The Arizona Attorney General’s Office filed a lawsuit Thursday asking a judge to halt the construction at two Scottsdale Unified schools due to concerns about legal violations and the hiring of an unlicensed architecture firm.
The request asks a judge to stop construction at Hohokam and Cheyenne elementary schools, void the contracts between Scottsdale Unified School District and Hunt & Caraway Architects, and order the firm to repay the district for “any money and property acquired by any unlawful means.”
Construction at Cheyenne on a new gym and science labs is nearly complete, while Construction at Hohokam has not begun. The AG's office said later Thursday that it had agreed to accommodate a request by the district to allow construction on the gym to continue so an upcoming graduation could be held there.
The civil complaint lists Scottsdale Unified, Hunt & Caraway and its former president Brian Robichaux as defendants. The Attorney General’s Office also has a “similar criminal investigation” which is ongoing, according to spokeswoman Mia Garcia.
Robichaux was convicted of a felony for stealing public funds in the 1990s and did not hold an architecture license.
An employee of Hunt & Caraway said the firm's current president, Tamara Caraway, was unavailable for comment. Robichaux is no longer with the firm.
The filing comes one day after the Scottsdale Unified School District voted to place Superintendent Dr. Denise Birdwell on paid administrative leave. The district has been under mounting public pressure, including a large rally last week.
Robichaux was on the district’s committee to select construction companies for the school projects. The lawsuit claims Robichaux "unlawfully influenced" the selection process in a phone call with another committee member prior to an April 25 meeting on the subject.

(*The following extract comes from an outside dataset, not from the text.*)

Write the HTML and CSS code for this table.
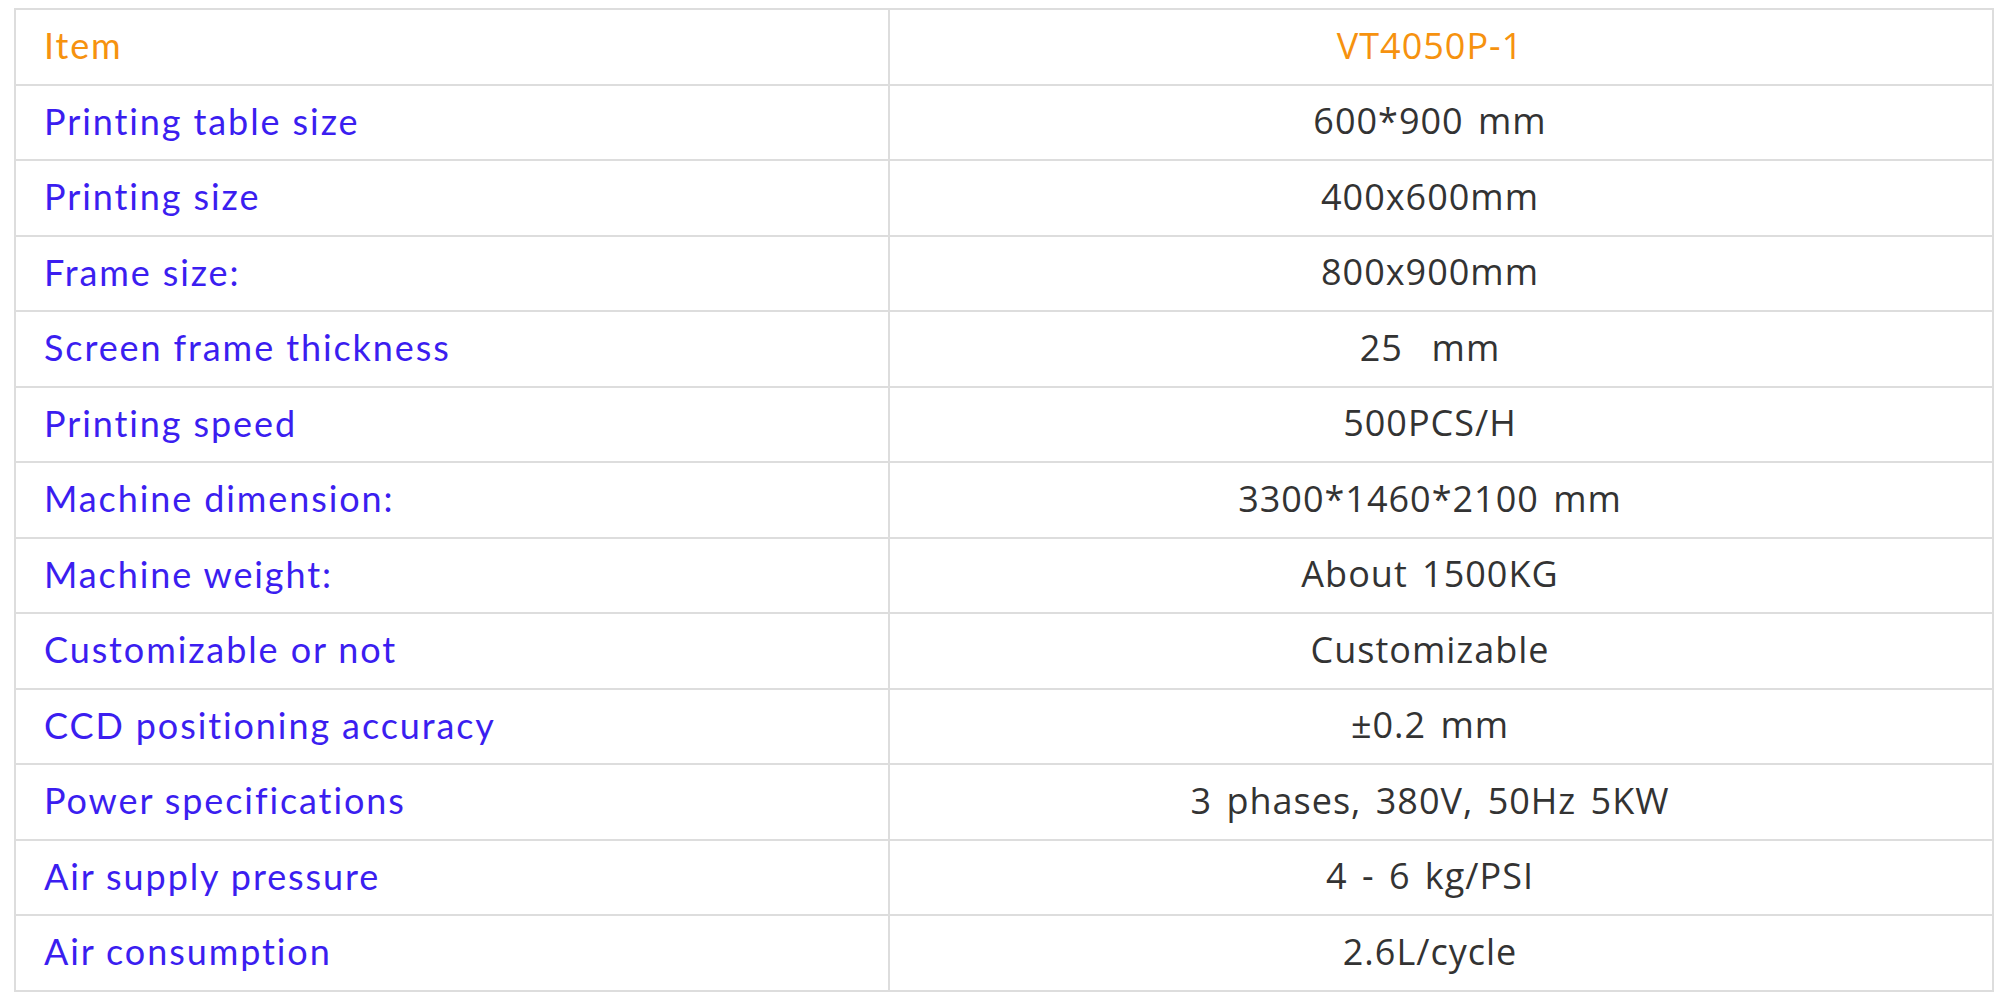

In the call, Robichaux told the unnamed member of the “Construction Manager at Risk” committee that he “would like to see” CORE Construction, Inc. receive the top bid for Hohokam Elementary and Chasse Building Team receive the top bid for Cheyenne.
At the meeting, the CMAR committee voted to award those contracts to CORE and Chasse. At least one member of the committee was influenced by Robichaux, the lawsuit states.
The lawsuit also alleges that the district violated state purchasing law by using Robichaux on the committee in the first place because he did not hold an architecture license. The contracts awarded as a result of that arrangement violate state law, the filing asserts.
"Defendants knew or should have known" that Robichaux was unlicensed and using him would violate state law, according to the complaint.
CBS 5/3TV reported in January that emails showed Dr. Birdwell asked Robichaux for help finding and furnishing a home for her personal use in 2012 and 2013. The AG's lawsuit does not name Dr. Birdwell.
A spokeswoman for SUSD said the district would not comment on pending litigation.
An attorney hired by the district said Hunt & Caraway appears to have overbilled the district by "hundreds of thousands of dollars."
“This is so stupid," said Scottsdale resident Dan Drake Thursday. "The Attorney General has had to do what the district should have done. The district’s governing board should have done this months ago."
Drake has been closely following the months-long controversies surrounding the district. “When these issues were brought up, [the board] had the ability and the authority to stop construction.”
"I think to some extent teachers are relieved that there is action being taken," said Julie Cieniawski, the president of the Scottsdale Education Association. "It's a distraction for teachers, it creates undue stress and duress in the workplace, and our jobs are hard enough working with our students."